Extracted information:
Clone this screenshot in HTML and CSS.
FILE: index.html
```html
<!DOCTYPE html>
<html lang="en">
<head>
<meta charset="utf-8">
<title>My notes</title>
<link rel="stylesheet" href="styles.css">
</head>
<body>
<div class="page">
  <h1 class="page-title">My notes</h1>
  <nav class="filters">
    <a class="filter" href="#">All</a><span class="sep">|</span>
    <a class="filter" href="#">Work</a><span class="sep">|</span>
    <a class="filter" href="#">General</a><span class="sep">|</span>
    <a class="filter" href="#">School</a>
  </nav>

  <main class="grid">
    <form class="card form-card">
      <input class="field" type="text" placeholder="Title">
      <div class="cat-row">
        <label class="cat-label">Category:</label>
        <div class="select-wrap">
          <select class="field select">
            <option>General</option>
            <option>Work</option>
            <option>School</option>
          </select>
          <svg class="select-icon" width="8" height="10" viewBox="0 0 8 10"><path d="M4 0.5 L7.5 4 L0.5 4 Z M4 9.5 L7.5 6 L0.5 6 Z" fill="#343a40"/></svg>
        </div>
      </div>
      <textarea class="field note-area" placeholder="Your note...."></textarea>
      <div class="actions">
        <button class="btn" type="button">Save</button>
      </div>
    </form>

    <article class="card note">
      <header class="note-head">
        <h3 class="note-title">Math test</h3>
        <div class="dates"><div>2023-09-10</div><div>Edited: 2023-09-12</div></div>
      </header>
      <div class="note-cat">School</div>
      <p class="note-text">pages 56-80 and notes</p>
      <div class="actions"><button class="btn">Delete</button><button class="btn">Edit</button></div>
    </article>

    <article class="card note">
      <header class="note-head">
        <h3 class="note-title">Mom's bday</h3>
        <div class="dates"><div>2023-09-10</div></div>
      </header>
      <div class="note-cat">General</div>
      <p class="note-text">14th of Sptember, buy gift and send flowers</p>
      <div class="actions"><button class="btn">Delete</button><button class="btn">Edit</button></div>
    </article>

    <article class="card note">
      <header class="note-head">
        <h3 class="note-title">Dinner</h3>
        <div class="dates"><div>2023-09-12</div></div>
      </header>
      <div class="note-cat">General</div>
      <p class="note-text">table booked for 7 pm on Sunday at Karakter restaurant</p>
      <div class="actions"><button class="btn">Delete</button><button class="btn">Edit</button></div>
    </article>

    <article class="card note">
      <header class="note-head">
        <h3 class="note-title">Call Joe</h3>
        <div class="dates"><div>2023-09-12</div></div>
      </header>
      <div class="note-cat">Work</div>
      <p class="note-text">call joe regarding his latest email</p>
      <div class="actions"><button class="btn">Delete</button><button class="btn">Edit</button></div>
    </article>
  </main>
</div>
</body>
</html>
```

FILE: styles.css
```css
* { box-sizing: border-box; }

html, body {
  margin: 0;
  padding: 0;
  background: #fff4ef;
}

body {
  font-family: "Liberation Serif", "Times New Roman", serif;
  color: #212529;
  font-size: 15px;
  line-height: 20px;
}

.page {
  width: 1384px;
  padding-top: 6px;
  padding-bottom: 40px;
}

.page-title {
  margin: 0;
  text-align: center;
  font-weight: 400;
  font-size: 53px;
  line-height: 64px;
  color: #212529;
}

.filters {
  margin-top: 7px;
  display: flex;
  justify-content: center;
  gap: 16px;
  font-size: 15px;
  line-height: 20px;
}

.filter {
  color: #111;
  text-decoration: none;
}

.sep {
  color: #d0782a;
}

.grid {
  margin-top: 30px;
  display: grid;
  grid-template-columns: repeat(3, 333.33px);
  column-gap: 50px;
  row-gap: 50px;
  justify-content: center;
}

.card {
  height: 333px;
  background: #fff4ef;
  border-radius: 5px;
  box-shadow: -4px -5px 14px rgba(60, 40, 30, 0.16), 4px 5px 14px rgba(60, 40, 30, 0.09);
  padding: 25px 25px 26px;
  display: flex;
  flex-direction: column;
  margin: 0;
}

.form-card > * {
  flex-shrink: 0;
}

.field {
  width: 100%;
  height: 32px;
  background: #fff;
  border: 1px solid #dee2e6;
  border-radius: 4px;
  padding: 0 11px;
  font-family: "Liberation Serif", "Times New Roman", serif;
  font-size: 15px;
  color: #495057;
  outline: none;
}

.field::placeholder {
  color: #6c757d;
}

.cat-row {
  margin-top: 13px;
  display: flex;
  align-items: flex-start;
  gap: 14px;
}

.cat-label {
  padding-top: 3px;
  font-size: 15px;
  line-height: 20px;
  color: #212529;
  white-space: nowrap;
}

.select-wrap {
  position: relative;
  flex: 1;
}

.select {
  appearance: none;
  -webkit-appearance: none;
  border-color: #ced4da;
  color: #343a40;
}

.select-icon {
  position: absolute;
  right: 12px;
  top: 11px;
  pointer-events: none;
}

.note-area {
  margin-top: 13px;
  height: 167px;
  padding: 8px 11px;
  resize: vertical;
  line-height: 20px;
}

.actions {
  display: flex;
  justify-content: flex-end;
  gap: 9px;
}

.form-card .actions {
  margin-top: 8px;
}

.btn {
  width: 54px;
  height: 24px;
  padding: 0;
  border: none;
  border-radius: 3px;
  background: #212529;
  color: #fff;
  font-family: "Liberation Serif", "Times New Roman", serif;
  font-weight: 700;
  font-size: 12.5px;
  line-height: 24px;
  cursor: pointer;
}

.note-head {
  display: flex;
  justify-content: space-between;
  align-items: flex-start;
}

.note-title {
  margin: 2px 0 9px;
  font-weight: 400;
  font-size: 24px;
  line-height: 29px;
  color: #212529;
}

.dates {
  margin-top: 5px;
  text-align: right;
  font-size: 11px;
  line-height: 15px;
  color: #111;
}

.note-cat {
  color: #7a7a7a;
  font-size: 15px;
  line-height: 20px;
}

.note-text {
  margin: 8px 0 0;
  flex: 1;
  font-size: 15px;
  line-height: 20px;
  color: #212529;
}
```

* * *

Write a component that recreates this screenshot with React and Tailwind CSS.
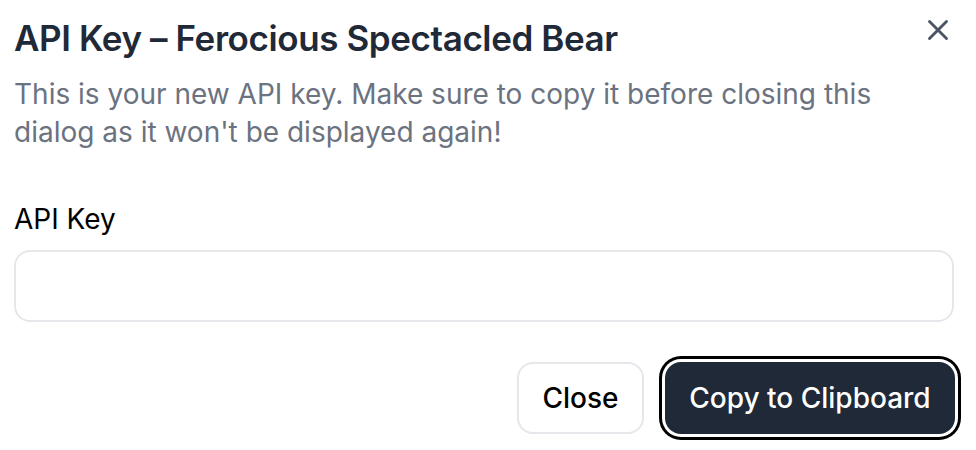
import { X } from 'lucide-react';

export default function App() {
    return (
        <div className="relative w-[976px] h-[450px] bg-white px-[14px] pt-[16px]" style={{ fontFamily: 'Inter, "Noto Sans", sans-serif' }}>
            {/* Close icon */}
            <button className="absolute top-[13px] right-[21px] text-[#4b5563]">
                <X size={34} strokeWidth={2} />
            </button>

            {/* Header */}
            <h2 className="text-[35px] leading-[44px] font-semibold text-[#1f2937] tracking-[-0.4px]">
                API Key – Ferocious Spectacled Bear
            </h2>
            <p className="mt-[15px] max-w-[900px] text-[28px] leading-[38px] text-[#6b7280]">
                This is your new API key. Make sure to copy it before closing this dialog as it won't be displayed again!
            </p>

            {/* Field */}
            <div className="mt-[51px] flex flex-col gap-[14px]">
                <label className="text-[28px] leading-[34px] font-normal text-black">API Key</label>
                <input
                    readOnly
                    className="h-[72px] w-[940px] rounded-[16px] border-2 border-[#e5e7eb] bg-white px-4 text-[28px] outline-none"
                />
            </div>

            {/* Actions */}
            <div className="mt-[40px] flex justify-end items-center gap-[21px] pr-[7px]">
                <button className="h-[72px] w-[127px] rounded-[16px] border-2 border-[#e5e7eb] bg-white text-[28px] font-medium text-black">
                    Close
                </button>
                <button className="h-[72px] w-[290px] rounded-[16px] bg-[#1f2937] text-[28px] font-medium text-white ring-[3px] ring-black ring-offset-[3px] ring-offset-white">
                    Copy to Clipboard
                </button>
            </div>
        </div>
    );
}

--

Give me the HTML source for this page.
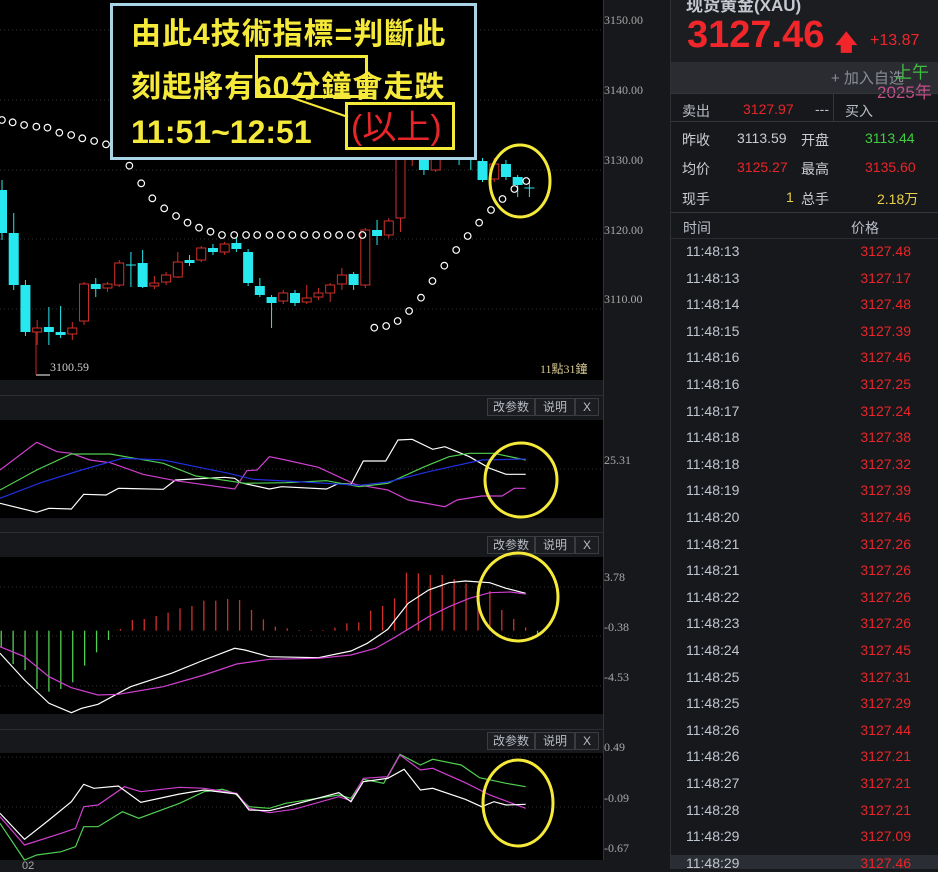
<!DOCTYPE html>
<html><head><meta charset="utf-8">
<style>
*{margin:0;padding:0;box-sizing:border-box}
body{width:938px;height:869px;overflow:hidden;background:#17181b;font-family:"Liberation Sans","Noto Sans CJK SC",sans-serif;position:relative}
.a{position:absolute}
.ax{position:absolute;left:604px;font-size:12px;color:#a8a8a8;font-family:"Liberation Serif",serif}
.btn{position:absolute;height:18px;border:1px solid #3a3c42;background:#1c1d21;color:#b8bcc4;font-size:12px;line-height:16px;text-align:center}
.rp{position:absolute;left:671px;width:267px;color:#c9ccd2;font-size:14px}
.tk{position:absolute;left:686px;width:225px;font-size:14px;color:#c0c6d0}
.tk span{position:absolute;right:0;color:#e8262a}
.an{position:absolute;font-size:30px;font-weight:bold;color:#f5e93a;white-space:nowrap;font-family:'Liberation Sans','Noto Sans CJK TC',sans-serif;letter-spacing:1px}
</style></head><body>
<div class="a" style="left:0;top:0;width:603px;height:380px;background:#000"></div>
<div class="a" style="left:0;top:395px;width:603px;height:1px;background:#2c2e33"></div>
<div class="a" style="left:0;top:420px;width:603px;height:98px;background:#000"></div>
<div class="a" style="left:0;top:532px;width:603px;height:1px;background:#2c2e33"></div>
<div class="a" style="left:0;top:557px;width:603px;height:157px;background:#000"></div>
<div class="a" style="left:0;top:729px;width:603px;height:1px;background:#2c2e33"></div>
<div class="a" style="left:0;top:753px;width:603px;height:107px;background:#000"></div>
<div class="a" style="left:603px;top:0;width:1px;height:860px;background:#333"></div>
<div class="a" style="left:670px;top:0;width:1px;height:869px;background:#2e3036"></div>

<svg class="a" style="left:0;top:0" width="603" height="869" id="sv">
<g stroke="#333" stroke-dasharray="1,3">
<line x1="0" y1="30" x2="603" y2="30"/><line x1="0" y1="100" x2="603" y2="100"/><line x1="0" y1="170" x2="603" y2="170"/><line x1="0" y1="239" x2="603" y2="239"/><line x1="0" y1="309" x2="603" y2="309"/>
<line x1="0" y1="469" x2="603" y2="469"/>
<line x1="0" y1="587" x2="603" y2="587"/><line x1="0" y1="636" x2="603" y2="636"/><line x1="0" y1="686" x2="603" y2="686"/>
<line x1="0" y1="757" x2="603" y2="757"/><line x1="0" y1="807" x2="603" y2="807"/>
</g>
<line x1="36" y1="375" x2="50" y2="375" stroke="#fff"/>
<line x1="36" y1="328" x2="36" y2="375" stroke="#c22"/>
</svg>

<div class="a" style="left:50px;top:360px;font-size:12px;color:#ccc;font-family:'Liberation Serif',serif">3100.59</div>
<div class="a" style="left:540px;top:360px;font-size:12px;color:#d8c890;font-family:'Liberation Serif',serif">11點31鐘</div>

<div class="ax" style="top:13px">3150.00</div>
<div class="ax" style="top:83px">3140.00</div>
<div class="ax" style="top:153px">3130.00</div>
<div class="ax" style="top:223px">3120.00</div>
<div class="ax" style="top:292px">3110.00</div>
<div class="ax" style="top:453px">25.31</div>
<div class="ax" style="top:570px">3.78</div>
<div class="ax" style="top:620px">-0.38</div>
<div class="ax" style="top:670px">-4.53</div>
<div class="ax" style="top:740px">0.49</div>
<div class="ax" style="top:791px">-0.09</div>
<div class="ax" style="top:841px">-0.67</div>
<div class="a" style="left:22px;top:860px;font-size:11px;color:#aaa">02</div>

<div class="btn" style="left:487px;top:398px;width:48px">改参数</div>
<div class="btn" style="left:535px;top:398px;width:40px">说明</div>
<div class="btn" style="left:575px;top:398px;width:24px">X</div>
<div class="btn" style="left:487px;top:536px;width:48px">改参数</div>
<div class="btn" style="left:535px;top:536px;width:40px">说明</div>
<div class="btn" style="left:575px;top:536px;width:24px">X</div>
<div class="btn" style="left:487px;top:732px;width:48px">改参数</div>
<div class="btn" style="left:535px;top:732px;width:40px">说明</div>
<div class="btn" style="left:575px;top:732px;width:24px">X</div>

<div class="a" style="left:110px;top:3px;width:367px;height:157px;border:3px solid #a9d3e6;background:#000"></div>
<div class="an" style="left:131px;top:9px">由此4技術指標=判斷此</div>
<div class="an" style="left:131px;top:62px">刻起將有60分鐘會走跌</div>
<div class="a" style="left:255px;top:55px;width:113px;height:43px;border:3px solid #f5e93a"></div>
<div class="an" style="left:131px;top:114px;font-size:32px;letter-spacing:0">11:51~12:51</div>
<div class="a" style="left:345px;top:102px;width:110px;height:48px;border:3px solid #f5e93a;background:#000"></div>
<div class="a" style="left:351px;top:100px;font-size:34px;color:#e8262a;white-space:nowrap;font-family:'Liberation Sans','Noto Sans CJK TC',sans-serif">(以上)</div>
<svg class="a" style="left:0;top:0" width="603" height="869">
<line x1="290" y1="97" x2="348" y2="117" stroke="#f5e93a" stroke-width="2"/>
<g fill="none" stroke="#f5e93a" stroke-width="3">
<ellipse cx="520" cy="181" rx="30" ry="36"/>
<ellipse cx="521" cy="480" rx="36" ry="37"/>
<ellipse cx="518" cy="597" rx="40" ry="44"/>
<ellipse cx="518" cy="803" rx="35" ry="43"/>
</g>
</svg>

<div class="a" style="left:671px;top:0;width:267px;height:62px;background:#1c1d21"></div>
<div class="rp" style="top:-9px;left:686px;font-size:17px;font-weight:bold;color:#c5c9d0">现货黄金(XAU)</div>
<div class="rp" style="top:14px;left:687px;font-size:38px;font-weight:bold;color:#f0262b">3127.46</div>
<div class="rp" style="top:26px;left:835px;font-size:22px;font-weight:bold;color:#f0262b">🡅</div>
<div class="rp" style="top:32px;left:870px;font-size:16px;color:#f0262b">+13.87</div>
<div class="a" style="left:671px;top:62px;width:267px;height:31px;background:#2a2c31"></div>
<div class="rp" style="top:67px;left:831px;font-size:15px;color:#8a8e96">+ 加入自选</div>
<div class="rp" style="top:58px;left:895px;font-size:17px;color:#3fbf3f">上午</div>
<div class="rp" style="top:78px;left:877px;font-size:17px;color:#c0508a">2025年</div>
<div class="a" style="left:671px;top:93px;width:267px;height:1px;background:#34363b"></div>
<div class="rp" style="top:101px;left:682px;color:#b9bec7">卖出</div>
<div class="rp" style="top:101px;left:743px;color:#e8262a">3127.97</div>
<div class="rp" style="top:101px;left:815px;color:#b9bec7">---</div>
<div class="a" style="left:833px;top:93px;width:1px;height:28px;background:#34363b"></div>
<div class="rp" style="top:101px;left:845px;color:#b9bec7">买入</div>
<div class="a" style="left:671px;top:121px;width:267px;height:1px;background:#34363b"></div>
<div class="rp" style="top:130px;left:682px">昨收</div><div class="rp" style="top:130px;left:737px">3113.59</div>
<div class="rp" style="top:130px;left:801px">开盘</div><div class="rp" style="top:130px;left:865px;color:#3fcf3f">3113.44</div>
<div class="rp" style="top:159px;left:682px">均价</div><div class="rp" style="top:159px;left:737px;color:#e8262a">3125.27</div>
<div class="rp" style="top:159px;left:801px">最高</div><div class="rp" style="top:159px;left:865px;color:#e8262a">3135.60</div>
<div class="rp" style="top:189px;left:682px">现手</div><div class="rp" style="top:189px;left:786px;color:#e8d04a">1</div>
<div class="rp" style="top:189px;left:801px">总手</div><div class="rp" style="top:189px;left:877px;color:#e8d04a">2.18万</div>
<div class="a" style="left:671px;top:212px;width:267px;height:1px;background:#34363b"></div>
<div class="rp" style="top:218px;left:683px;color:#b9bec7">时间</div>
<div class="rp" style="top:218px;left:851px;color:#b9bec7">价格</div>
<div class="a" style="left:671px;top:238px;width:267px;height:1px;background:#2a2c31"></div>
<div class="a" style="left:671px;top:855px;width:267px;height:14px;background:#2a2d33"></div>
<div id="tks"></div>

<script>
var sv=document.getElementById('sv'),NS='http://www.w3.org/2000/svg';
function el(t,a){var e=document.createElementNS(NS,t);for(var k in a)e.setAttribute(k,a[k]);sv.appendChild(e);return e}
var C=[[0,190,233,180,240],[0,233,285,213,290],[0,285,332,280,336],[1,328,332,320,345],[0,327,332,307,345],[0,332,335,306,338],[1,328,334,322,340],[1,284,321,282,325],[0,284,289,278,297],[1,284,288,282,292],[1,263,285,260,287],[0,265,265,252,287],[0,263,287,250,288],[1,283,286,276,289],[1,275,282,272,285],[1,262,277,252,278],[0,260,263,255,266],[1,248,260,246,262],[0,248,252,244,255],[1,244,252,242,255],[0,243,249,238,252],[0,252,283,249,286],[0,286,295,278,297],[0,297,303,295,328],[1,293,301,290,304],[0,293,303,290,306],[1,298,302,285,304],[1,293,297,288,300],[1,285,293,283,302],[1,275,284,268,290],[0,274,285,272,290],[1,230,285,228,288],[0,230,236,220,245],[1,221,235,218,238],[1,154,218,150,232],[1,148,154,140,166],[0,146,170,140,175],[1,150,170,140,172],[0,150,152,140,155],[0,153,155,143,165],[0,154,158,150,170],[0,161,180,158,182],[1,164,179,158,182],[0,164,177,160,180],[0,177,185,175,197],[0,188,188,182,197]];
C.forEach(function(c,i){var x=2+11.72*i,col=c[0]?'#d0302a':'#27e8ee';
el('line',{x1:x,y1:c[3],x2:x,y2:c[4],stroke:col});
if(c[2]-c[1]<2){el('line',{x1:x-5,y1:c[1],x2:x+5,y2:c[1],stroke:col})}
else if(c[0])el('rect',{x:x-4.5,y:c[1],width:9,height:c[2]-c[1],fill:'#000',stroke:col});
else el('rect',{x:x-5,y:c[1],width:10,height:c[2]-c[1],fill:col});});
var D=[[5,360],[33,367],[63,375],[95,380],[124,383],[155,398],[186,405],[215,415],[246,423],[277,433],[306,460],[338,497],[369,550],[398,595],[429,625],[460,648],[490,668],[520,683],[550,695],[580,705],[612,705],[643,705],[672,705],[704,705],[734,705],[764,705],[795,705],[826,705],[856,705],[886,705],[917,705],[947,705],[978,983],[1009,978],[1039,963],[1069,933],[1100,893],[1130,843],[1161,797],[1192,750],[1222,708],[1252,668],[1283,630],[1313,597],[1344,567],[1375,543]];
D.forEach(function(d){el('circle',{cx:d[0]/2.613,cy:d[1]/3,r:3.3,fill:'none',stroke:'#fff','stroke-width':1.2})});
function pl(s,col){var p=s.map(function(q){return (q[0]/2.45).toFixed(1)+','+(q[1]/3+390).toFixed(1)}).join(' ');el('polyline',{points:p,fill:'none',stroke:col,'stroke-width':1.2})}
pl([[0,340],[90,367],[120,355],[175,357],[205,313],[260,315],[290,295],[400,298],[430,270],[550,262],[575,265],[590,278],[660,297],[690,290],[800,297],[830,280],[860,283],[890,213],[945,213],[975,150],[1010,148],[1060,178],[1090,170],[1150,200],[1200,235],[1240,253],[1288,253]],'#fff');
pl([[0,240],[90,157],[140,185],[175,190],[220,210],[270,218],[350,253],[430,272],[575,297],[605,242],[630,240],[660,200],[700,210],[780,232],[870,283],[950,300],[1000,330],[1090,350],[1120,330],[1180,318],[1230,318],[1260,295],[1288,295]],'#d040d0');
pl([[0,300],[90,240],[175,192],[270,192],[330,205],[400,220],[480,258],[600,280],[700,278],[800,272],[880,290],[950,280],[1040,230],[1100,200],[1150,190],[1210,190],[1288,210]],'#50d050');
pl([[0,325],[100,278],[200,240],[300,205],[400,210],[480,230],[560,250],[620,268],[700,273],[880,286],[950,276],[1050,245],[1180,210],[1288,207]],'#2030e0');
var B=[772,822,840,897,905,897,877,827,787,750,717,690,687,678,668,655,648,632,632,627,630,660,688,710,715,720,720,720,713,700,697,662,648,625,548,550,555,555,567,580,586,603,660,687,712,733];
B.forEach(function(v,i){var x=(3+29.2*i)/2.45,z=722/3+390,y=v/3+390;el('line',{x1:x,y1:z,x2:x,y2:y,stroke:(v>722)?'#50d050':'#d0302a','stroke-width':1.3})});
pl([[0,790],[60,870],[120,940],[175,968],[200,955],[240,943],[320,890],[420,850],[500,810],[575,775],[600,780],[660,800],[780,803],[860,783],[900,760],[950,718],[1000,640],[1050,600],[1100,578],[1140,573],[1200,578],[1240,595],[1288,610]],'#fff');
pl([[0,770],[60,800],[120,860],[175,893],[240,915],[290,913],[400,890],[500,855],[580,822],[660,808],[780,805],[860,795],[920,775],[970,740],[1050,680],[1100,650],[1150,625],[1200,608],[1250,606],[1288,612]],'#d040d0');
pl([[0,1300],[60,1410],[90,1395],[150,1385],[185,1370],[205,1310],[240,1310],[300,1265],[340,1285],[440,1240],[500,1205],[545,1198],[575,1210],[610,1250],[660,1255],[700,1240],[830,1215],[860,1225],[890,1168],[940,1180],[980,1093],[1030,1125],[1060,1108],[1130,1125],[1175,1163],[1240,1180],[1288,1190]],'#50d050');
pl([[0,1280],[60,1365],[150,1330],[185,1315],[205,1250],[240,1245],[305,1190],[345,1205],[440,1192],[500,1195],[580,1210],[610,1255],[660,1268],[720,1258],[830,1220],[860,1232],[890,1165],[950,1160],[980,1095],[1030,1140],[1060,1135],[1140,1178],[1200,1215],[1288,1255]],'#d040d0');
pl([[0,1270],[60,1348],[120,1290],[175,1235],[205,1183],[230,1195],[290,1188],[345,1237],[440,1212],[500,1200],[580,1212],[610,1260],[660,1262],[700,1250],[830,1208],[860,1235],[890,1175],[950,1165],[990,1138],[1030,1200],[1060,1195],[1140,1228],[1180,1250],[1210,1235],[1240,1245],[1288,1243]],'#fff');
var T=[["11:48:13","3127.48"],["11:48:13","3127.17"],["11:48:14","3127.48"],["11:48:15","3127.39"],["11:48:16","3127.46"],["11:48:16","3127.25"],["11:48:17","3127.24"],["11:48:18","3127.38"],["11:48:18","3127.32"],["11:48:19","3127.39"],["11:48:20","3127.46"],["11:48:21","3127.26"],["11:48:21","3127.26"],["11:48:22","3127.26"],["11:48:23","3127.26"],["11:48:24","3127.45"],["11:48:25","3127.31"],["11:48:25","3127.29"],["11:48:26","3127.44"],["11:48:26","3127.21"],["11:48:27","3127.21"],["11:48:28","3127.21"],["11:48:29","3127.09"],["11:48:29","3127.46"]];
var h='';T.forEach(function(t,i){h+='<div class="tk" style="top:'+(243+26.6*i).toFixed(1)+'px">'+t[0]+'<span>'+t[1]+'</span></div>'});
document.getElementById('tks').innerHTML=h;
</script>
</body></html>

Your instructions:
From the entries above, return each line with the word "this" in it.

Exercise solution:
Clone this screenshot in HTML and CSS.
Write a component that recreates this screenshot with React and Tailwind CSS.
                This is your new API key. Make sure to copy it before closing this dialog as it won't be displayed again!
Give me the HTML source for this page.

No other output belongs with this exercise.